During the discussion on 8 November, one audience member interjected to ask why no PhD students were on the panel.
Still, despite concerns in Canada that too many people are doing PhDs, Dalhousie intends to increase its cohort. “Let people get the education they want to get,” said Aiken.
An excessive focus on publishing papers while doing a PhD meant students lost sight of the social impact of their work, argued Zainab Kidwai, a dentist who helps treat oral cancer in the developing world. She has recently completed a mid-career PhD, developing a low-cost kit to diagnose the disease.
Instead, despite being a good way to learn project and time management, PhDs were too often still seen as a “rite of passage” before an academic post rather than an end in themselves.
In Canada, 80% of PhD students in the arts and social sciences do not go on into academia, said Aiken. It was therefore “incumbent” on universities to train them for life outside academia – but this task shouldn’t necessarily fall to academics.
“You can’t expect someone who is a career academic to train someone to work in another field,” she said.
Fragile solar supply chains
The EU is falling behind the US and China when it comes to encouraging a home-grown solar panel industry, multiple speakers agreed during a debate on 8 December. China dominates the solar supply chain, arguably making European energy and decarbonisation goals at the mercy of geopolitical flux.
“You can do climate change mitigation with Chinese [solar] modules – if you can get them,” warned Rutger Schlatmann, head of the solar energy division at the Helmholtz Centre Berlin.
He and other speakers agreed that Europe urgently needed to reshore a solar industry of its own, after the once-leading German sector was all but wiped out by cheap Chinese alternatives in the 2010s.
This is important, because without a domestic industry to collaborate with, European scientists will struggle to know exactly what to research, argued Schlatmann.
One research priority is to find ways of making panels from common materials, so that access does not become a geopolitical flashpoint, said Seth Marder, director of the Renewable and Sustainable Energy Institute in Colorado.

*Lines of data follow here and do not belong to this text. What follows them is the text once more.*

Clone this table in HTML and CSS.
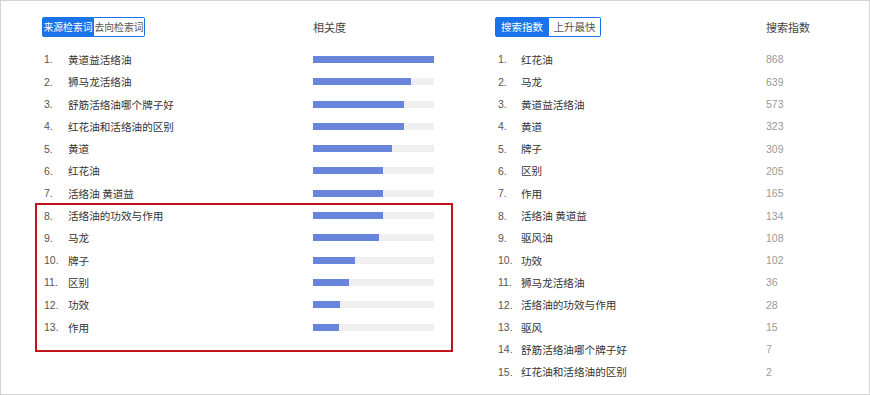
FILE: index.html
```html
<!DOCTYPE html>
<html lang="zh">
<head>
<meta charset="utf-8">
<title>检索词</title>
<link rel="stylesheet" href="styles.css">
</head>
<body>
<div class="frame">
  <section class="panel panel-left">
    <div class="tabs tabs-narrow">
      <span class="tab active">来源检索词</span><span class="tab">去向检索词</span>
    </div>
    <div class="colhead">相关度</div>

    <span class="num">1.</span><span class="name">黄道益活络油</span><span class="bar"><i class="fill" style="width:121px"></i></span>
    <span class="num">2.</span><span class="name">狮马龙活络油</span><span class="bar"><i class="fill" style="width:98px"></i></span>
    <span class="num">3.</span><span class="name">舒筋活络油哪个牌子好</span><span class="bar"><i class="fill" style="width:91px"></i></span>
    <span class="num">4.</span><span class="name">红花油和活络油的区别</span><span class="bar"><i class="fill" style="width:91px"></i></span>
    <span class="num">5.</span><span class="name">黄道</span><span class="bar"><i class="fill" style="width:79px"></i></span>
    <span class="num">6.</span><span class="name">红花油</span><span class="bar"><i class="fill" style="width:70px"></i></span>
    <span class="num">7.</span><span class="name">活络油 黄道益</span><span class="bar"><i class="fill" style="width:70px"></i></span>
    <span class="num">8.</span><span class="name">活络油的功效与作用</span><span class="bar"><i class="fill" style="width:70px"></i></span>
    <span class="num">9.</span><span class="name">马龙</span><span class="bar"><i class="fill" style="width:66px"></i></span>
    <span class="num">10.</span><span class="name">牌子</span><span class="bar"><i class="fill" style="width:42px"></i></span>
    <span class="num">11.</span><span class="name">区别</span><span class="bar"><i class="fill" style="width:36px"></i></span>
    <span class="num">12.</span><span class="name">功效</span><span class="bar"><i class="fill" style="width:27px"></i></span>
    <span class="num">13.</span><span class="name">作用</span><span class="bar"><i class="fill" style="width:26px"></i></span>
  </section>

  <section class="panel panel-right">
    <div class="tabs tabs-wide">
      <span class="tab active">搜索指数</span><span class="tab">上升最快</span>
    </div>
    <div class="colhead">搜索指数</div>

    <span class="num">1.</span><span class="name">红花油</span><span class="val">868</span>
    <span class="num">2.</span><span class="name">马龙</span><span class="val">639</span>
    <span class="num">3.</span><span class="name">黄道益活络油</span><span class="val">573</span>
    <span class="num">4.</span><span class="name">黄道</span><span class="val">323</span>
    <span class="num">5.</span><span class="name">牌子</span><span class="val">309</span>
    <span class="num">6.</span><span class="name">区别</span><span class="val">205</span>
    <span class="num">7.</span><span class="name">作用</span><span class="val">165</span>
    <span class="num">8.</span><span class="name">活络油 黄道益</span><span class="val">134</span>
    <span class="num">9.</span><span class="name">驱风油</span><span class="val">108</span>
    <span class="num">10.</span><span class="name">功效</span><span class="val">102</span>
    <span class="num">11.</span><span class="name">狮马龙活络油</span><span class="val">36</span>
    <span class="num">12.</span><span class="name">活络油的功效与作用</span><span class="val">28</span>
    <span class="num">13.</span><span class="name">驱风</span><span class="val">15</span>
    <span class="num">14.</span><span class="name">舒筋活络油哪个牌子好</span><span class="val">7</span>
    <span class="num">15.</span><span class="name">红花油和活络油的区别</span><span class="val">2</span>
  </section>

  <div class="highlight"></div>
</div>
</body>
</html>
```

FILE: styles.css
```css
html, body {
  margin: 0;
  padding: 0;
  background: #ffffff;
}

.frame {
  position: relative;
  box-sizing: border-box;
  width: 870px;
  height: 395px;
  border: 1px solid #d4d4d4;
  padding: 16px 0 0 41px;
  display: flex;
  gap: 61px;
  font-family: "Liberation Sans", "Noto Sans CJK SC", sans-serif;
  font-size: 10.5px;
  color: #333333;
}

.panel {
  display: grid;
  grid-template-rows: 31.35px;
  grid-auto-rows: 22.3px;
  align-items: center;
  align-content: start;
}

.panel-left {
  width: 392px;
  grid-template-columns: 26px 245px 121px;
}

.panel-right {
  width: 330px;
  grid-template-columns: 26px 245px 1fr;
}

.tabs {
  grid-column: 1 / 3;
  display: flex;
  height: 20px;
  align-self: start;
}

.tab {
  box-sizing: border-box;
  height: 20px;
  line-height: 18px;
  border: 1px solid #1a73e8;
  background: #ffffff;
  color: #555555;
  text-align: center;
  white-space: nowrap;
  font-family: "Noto Sans CJK SC", sans-serif;
}

.tab:first-child {
  border-radius: 2px 0 0 2px;
}

.tab:last-child {
  border-radius: 0 2px 2px 0;
}

.tab.active {
  background: #1a73e8;
  color: #ffffff;
}

.tabs-narrow .tab {
  width: 52px;
  font-size: 9.8px;
}

.tabs-narrow .tab + .tab {
  width: 51px;
  border-left: none;
}

.tabs-wide .tab {
  width: 54px;
  font-size: 10.5px;
}

.tabs-wide .tab + .tab {
  width: 52px;
  border-left: none;
}

.colhead {
  align-self: start;
  line-height: 20px;
  height: 20px;
  font-size: 11px;
  color: #444444;
  font-family: "Noto Sans CJK SC", sans-serif;
  white-space: nowrap;
}

.num {
  padding-left: 2px;
  color: #555555;
  font-size: 10.5px;
}

.panel-right .num {
  padding-left: 3px;
}

.name {
  font-family: "Noto Sans CJK SC", sans-serif;
  font-size: 10.6px;
  color: #333333;
  white-space: nowrap;
}

.bar {
  display: block;
  height: 7px;
  background: #efefef;
}

.fill {
  display: block;
  height: 7px;
  background: #6785da;
}

.val {
  color: #9a9a9a;
  font-size: 10.5px;
}

.highlight {
  position: absolute;
  left: 34px;
  top: 202px;
  width: 418px;
  height: 149px;
  box-sizing: border-box;
  border: 2px solid #c0141c;
}
```
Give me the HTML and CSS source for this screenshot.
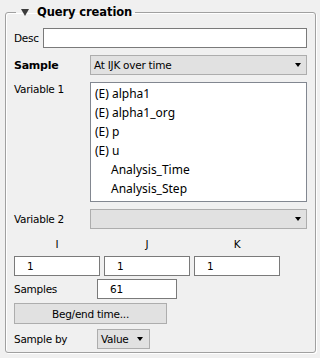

China currently dominates global silicon production, a crucial component in current panels.
The way China currently manufactures panels “uses tremendous amounts of coal,” he also pointed out, cutting into their environmental benefits.
The US, through its Inflation Reduction Act, India, and China were all pouring money into subsidising their solar industries, but the EU’s own Solar Energy Strategy, launched last year, had not yet made enough of a difference, several speakers agreed during a debate on 8 November.
“We need to have more decisive political action,” said Walburga Hemetsberger, chief executive of SolarPower Europe, a lobbying organisation for the industry. EU state aid rules need to be loosened to allow national governments to invest in their own industries, she said.
Still, the outlook for the technology is still very bright, enthused Schlatmann. It’s already the cheapest source of energy available, and yet there is still “enormous” potential to make more efficient panels, he said. With further advances, solar energy could become incredibly abundant, meaning, “you can make fuels, make new materials…at any place on earth,” he said.
Transatlantic science
Geopolitics might be making scientific collaboration across certain borders harder. But the increasingly prohibitive costs of new scientific infrastructure – the Large Hadron Collider, for example – is pulling in the other direction.
The expense of these projects is now so huge that global scientific partnerships of “likeminded” countries are going to become ever more crucial, said Asmeret Asefaw Berhe, director of the Office of Science for the U.S. Department of Energy, during a debate on 8 November on transatlantic science.
Young-Kee Kim, a particle physicist at the University of Chicago who has been involved in several physics mega-projects, agreed. “These are all done by collaborative efforts across the world,” she said. “Trust building is very important.”